The DEFCON Warning System™

Ongoing GeoIntel and Analysis in the theater of nuclear war.  DEFCON Level assessment issued for public notification.  Established 1984.

Storage capacity for radioactive water at Fukushima power plant nears limit

The number of storage tanks for contaminated water and other materials has continuously increased at Tokyo Electric Power Company Holdings, Inc.’s Fukushima No. 1 nuclear power plant, and space for still more tanks is approaching the limit.

Behind this is the fact that a way to get rid of treated water, or tritium water, has not been decided yet. The government and TEPCO will have to make a tough decision on disposal of tritium water down the road.

Water volume increasing

At the Fukushima No. 1 nuclear plant, groundwater and other water enters the reactor buildings that suffered meltdowns, where the water becomes contaminated. This produces about 160 tons of contaminated water per day. Purification devices remove many of the radioactive materials, but tritium — a radioactive isotope of hydrogen — cannot be removed for technical reasons. Thus, treated water that includes only tritium continues to increase.

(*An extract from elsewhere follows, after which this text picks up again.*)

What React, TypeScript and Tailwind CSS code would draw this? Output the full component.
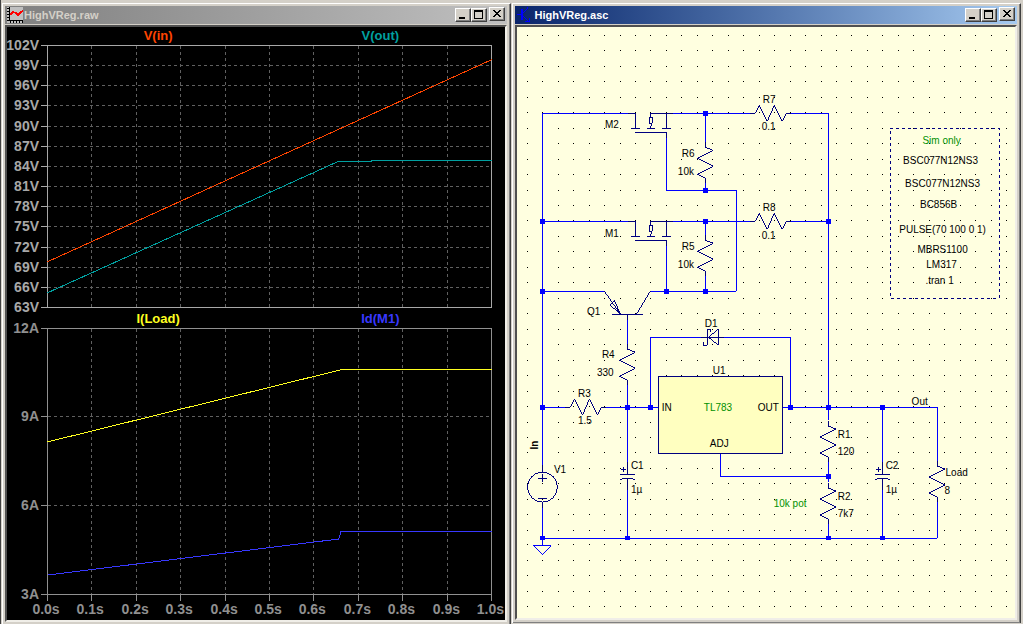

Currently, the storage tanks have a capacity of about 1.13 million tons. About 1.07 million tons of that capacity is now in use, of which about 80 percent is for such treated water.

Space for tanks, which has been made by razing forests and other means, amounts to about 230,000 square meters — equivalent to almost 32 soccer fields. There is almost no more available vacant space.

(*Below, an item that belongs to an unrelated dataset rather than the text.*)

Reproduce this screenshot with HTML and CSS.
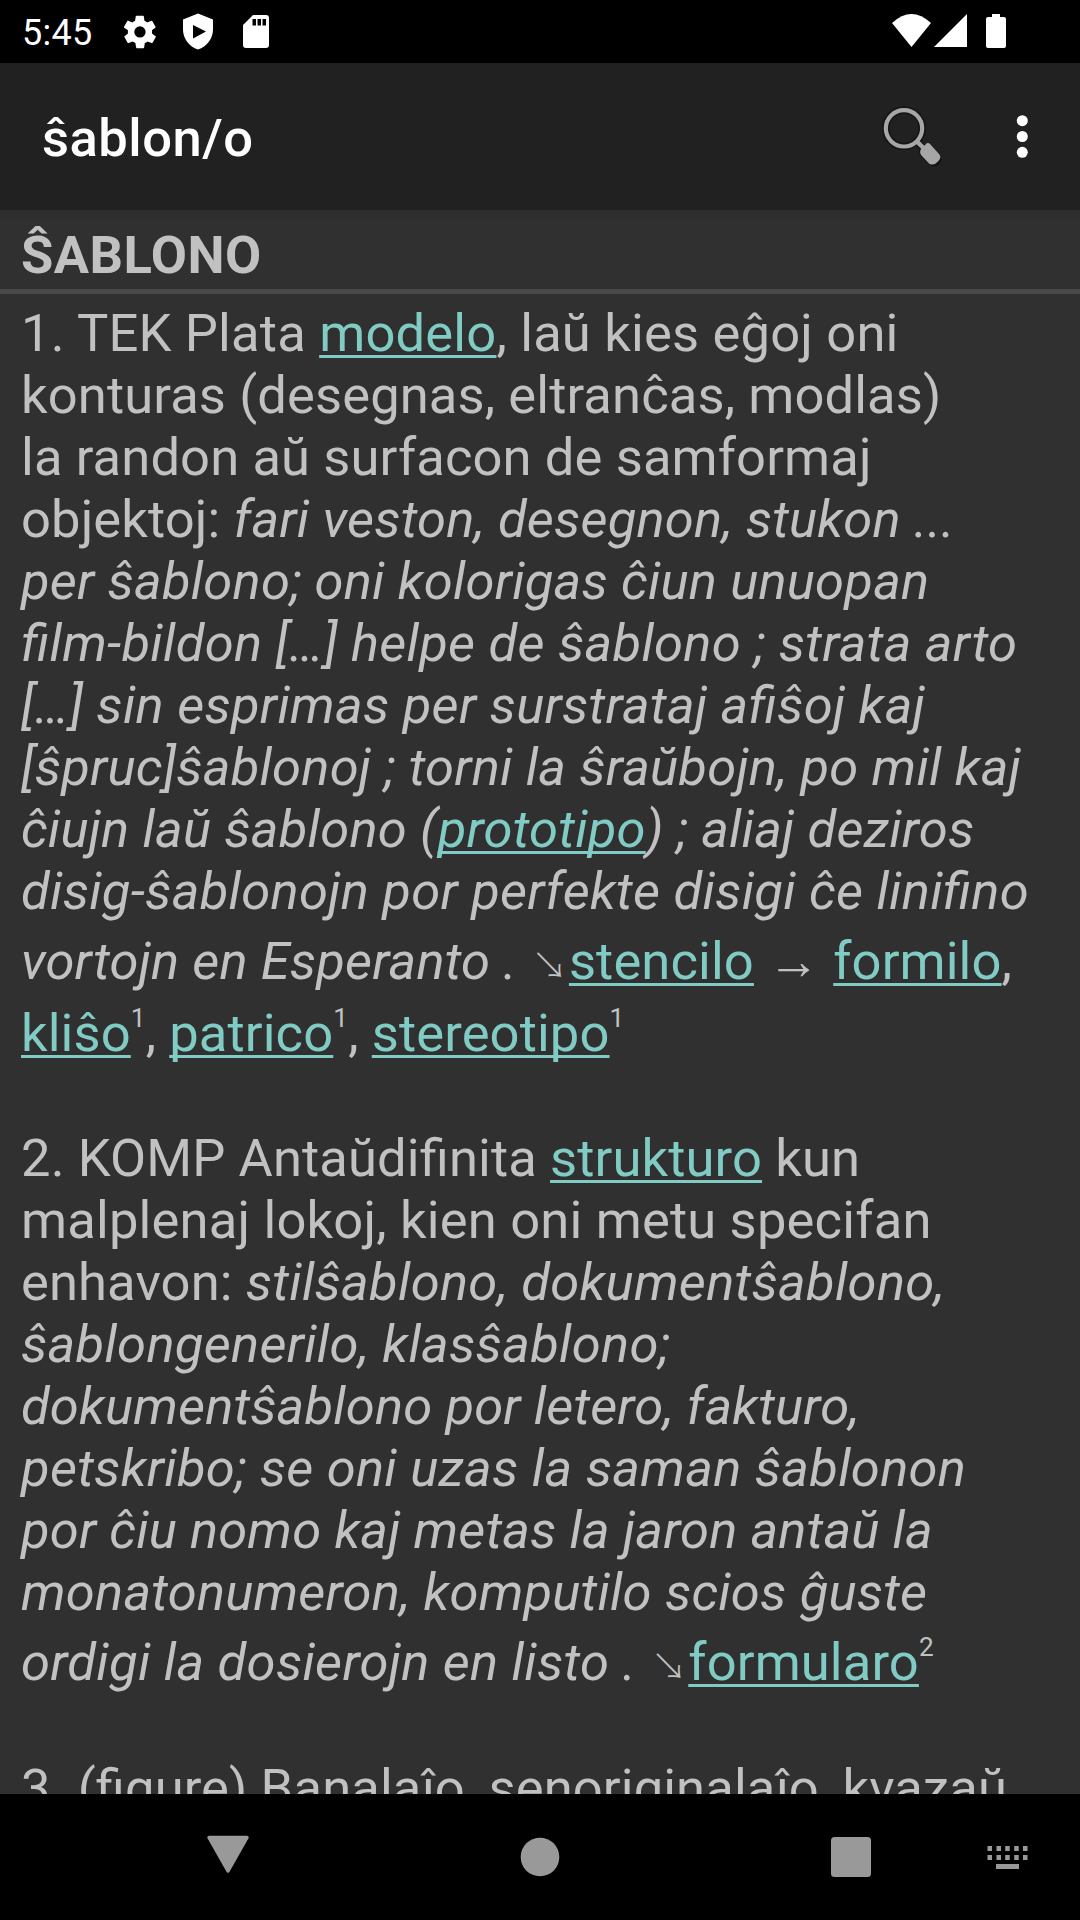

Efforts have been made to increase storage capacity by constructing bigger tanks when the time comes for replacing the current ones. But a senior official of the Economy, Trade and Industry Ministry said, “Operation of tanks is close to its capacity.”

TEPCO plans to secure 1.37 million tons of storage capacity by the end of 2020, but it has not yet decided on a plan for after 2021. Akira Ono, chief decommissioning officer of TEPCO, said, “It is impossible to continue to store [treated water] forever.”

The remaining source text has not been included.